In a recent Alberta decision, the court had to determine what constituted the contract site in a dispute between two subcontractors in builders’ liens claims.

What Happened?

The operator managed an oil sands project near Fort McMurray, Alberta.

In August 2013, the operator entered into a Master Purchase Agreement with a contractor who then hired two subcontractors.

In September 2013, the first subcontractor entered into a written agreement with the contractor whereby it granted the subcontractor an exclusive license to remove sand and gravel from a gravel pit which was located approximately 30 kilometers away from the project site, accessible by road with a driving distance of 89 kilometers.

The second subcontractor rented to the contractor equipment used to crush and screen sand and gravel at the gravel pit.

All of the gravel was provided to the operator for its use in connection with the project.

At all relevant times, the second subcontractor’s equipment was located at the gravel pit and not at the project site.

The contract between the contractor and the first subcontractor was terminated by the first subcontractor due to unpaid accounts owing by the contractor.

The two subcontractors then filed liens against the operator’s lease for unpaid accounts rendered to the contractor. The lien fund was set in the sum of $671,684, $403,010.02 of which had been paid to the first subcontractor.

The entitlement to the balance of the lien fund was the subject of the application before the lower court.

Parties’ Positions

The first subcontractor argued that the second subcontractor’s lien was invalid because it did not satisfy s. 6(4) of the Builders’ Lien Act, which reads:

6(4)      For the purposes of this Act, a person who rents equipment to an owner, contractor or subcontractor is, while the equipment is on the contract site or in the immediate vicinity of the contract site, deemed to have performed a service and has a lien for reasonable and just rental of the equipment while it is used or is reasonably required to be available for the purpose of the work.

The first subcontractor submitted that the “contract site” was the project site, and argued that the gravel pit was not in the immediate vicinity of the project site.

The second subcontractor replied that having the rental equipment in the specific areas covered by a mineral lease was not required to establish lien rights and all that was necessary was a sufficient nexus to the use of the rental equipment and improvements to the estate or interest to which the lien attached.

The contract site had not been defined in the contracts associated with the project.


The court found that the project site was the “contract site”.

The court explained that second subcontractor’s equipment was used to crush and screen gravel and sand for use in constructing the project. The court stated that, although the first subcontractor had reaped the financial benefits, given the exclusive lease of the gravel pit granted to it, the gravel pit was not improved: nothing was constructed at the gravel pit. The off-site work performed using the rental equipment resulted in gravel and sand that was used in constructing the project, and directly contributed to the actual physical construction of the improvement. The court accepted the second subcontractor’s argument that the rental equipment was part of the overall project or common purpose in relation to the project.
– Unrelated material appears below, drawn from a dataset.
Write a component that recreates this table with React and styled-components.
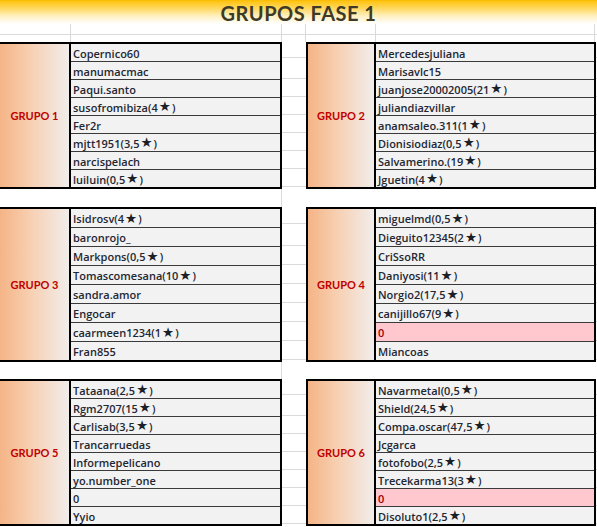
import React from 'react';
import styled, { createGlobalStyle } from 'styled-components';

const groups = [
    {
        left: { name: 'GRUPO 1', players: ['Copernico60', 'manumacmac', 'Paqui.santo', 'susofromibiza(4★)', 'Fer2r', 'mjtt1951(3,5★)', 'narcispelach', 'luiluin(0,5★)'] },
        right: { name: 'GRUPO 2', players: ['Mercedesjuliana', 'Marisavlc15', 'juanjose20002005(21★)', 'juliandiazvillar', 'anamsaleo.311(1★)', 'Dionisiodiaz(0,5★)', 'Salvamerino.(19★)', 'Jguetin(4★)'] },
        rowH: 17
    },
    {
        left: { name: 'GRUPO 3', players: ['Isidrosv(4★)', 'baronrojo_', 'Markpons(0,5★)', 'Tomascomesana(10★)', 'sandra.amor', 'Engocar', 'caarmeen1234(1★)', 'Fran855'] },
        right: { name: 'GRUPO 4', players: ['miguelmd(0,5★)', 'Dieguito12345(2★)', 'CriSsoRR', 'Daniyosi(11★)', 'Norgio2(17,5★)', 'canijillo67(9★)', { text: '0', bad: true }, 'Miancoas'] },
        rowH: 18
    },
    {
        left: { name: 'GRUPO 5', players: ['Tataana(2,5★)', 'Rgm2707(15★)', 'Carlisab(3,5★)', 'Trancarruedas', 'Informepelicano', 'yo.number_one', '0', 'Yyio'] },
        right: { name: 'GRUPO 6', players: ['Navarmetal(0,5★)', 'Shield(24,5★)', 'Compa.oscar(47,5★)', 'Jcgarca', 'fotofobo(2,5★)', 'Trecekarma13(3★)', { text: '0', bad: true }, 'Disoluto1(2,5★)'] },
        rowH: 17
    }
];

const gapHeights = [18, 17];

const GlobalStyle = createGlobalStyle`
    body {
        margin: 0;
        background: #fff;
        font-family: "Lato", "DejaVu Sans", sans-serif;
    }
`;

const Sheet = styled.div`
    width: 597px;
    display: flex;
    flex-direction: column;
`;

const TitleBar = styled.div`
    height: 24px;
    display: flex;
    align-items: center;
    justify-content: center;
    background: linear-gradient(to bottom, #f6b700 0px, #ffc310 1px, #ffd75a 8px, #fff0c0 16px, #ffffff 24px);
    color: #3d3a28;
    font-weight: 700;
    font-size: 20px;
    letter-spacing: 0.5px;
    padding-top: 1px;
    box-sizing: border-box;
`;

const GridRow = styled.div`
    display: flex;
    height: ${p => p.h}px;
    box-sizing: border-box;
    border-bottom: ${p => (p.line ? '1px solid #dadada' : 'none')};
`;

const GridCell = styled.div`
    width: ${p => p.w}px;
    flex: none;
    box-sizing: border-box;
    border-right: ${p => (p.last ? 'none' : '1px solid #dadada')};
`;

const Band = styled.div`
    display: flex;
`;

const Table = styled.div`
    width: ${p => p.w}px;
    flex: none;
    display: flex;
    box-sizing: border-box;
    border: 2px solid #000;
    border-left: ${p => (p.open ? 'none' : '2px solid #000')};
`;

const Label = styled.div`
    width: ${p => p.w}px;
    flex: none;
    display: flex;
    align-items: center;
    justify-content: center;
    background: linear-gradient(to right, #f5b486, #f7d0b3 45%, #f1edea);
    border-right: 2px solid #000;
    color: #c00000;
    font-size: 11px;
    font-weight: 700;
`;

const Names = styled.div`
    flex: 1;
    display: flex;
    flex-direction: column;
    background: #f2f2f2;
`;

const Name = styled.div`
    height: ${p => p.h}px;
    flex: none;
    display: flex;
    align-items: center;
    padding-left: 2px;
    padding-top: 1px;
    box-sizing: content-box;
    border-top: ${p => (p.first ? 'none' : '1px solid #3a3a3a')};
    background: ${p => (p.bad ? '#ffc7ce' : 'transparent')};
    color: ${p => (p.bad ? '#9c0006' : '#1f2733')};
    font-family: "Open Sans", "DejaVu Sans", sans-serif;
    font-size: 11px;
    font-weight: 600;
    white-space: nowrap;
    line-height: 1;
`;

const Star = styled.span`
    font-family: "DejaVu Sans", sans-serif;
    font-size: 13.5px;
    line-height: 1;
    margin: 0 1px;
    color: #1a1f28;
`;

const Filler = styled.div`
    width: ${p => p.w}px;
    flex: none;
    background-image: repeating-linear-gradient(
        to bottom,
        transparent 0px,
        transparent ${p => p.pitch - 1}px,
        #dadada ${p => p.pitch - 1}px,
        #dadada ${p => p.pitch}px
    );
    background-position: 0 ${p => p.pitch + 1}px;
`;

const GapRow = styled.div`
    height: ${p => p.h}px;
    display: flex;
`;

const GapLeft = styled.div`
    width: 282px;
    box-sizing: border-box;
    border-right: 1px solid #dadada;
`;

// split the star out so it gets its own glyph width
function withStars(text) {
    const parts = text.split('★');
    return parts.map((part, i) => (
        <React.Fragment key={i}>
            {part}
            {i < parts.length - 1 && <Star>★</Star>}
        </React.Fragment>
    ));
}

function Group({ group, open, width, labelW, rowH }) {
    return (
        <Table w={width} open={open}>
            <Label w={labelW}>{group.name}</Label>
            <Names>
                {group.players.map((p, i) => {
                    const item = typeof p === 'string' ? { text: p } : p;
                    return (
                        <Name key={i} first={i === 0} bad={item.bad} h={rowH - 1}>
                            {withStars(item.text)}
                        </Name>
                    );
                })}
            </Names>
        </Table>
    );
}

export default function App() {
    return (
        <Sheet>
            <GlobalStyle />
            <TitleBar>GRUPOS FASE 1</TitleBar>
            <GridRow h={11} line>
                <GridCell w={71} />
                <GridCell w={211} />
                <GridCell w={24} />
                <GridCell w={70} />
                <GridCell w={219} />
                <GridCell w={2} last />
            </GridRow>
            <GridRow h={7}>
                <GridCell w={71} />
                <GridCell w={211} />
                <GridCell w={24} />
                <GridCell w={70} />
                <GridCell w={219} />
                <GridCell w={2} last />
            </GridRow>
            {groups.map((band, i) => (
                <React.Fragment key={i}>
                    <Band>
                        <Group group={band.left} open width={282} labelW={69} rowH={band.rowH} />
                        <Filler w={24} pitch={band.rowH + 1} />
                        <Group group={band.right} width={290} labelW={66} rowH={band.rowH} />
                        <Filler w={1} pitch={band.rowH + 1} />
                    </Band>
                    {i < gapHeights.length && (
                        <GapRow h={gapHeights[i]}>
                            <GapLeft />
                        </GapRow>
                    )}
                </React.Fragment>
            ))}
        </Sheet>
    );
}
As a result, the court found that the gravel pit and the project site had some geographical proximity. However, the court noted that s. 6(4) of the Builders’ Lien Act requires more that geographic proximity: it requires the equipment to be in the immediate vicinity of the contract site.

The court found that the gravel pit and the project site were in the immediate vicinity of each other. Thus, as the rental equipment was at all relevant times located at the gravel pit, the rental equipment was in the immediate vicinity of the contract/project site. The court stated that given the nature of gravel pits, immediate vicinity must be considered in context.

Therefore, the court found that the project site was the “contract site”, as the two sites were in the immediate vicinity of each other. Additionally, the court found that that there was a common purpose in the work being done at the gravel pit and at the project site, as the work being done at the gravel pit was part of the “overall’ project.

As a result, the court found that the second subcontractor had satisfied the requirements of s. 6(4) of the Builders’ Lien Act and its lien was therefore valid.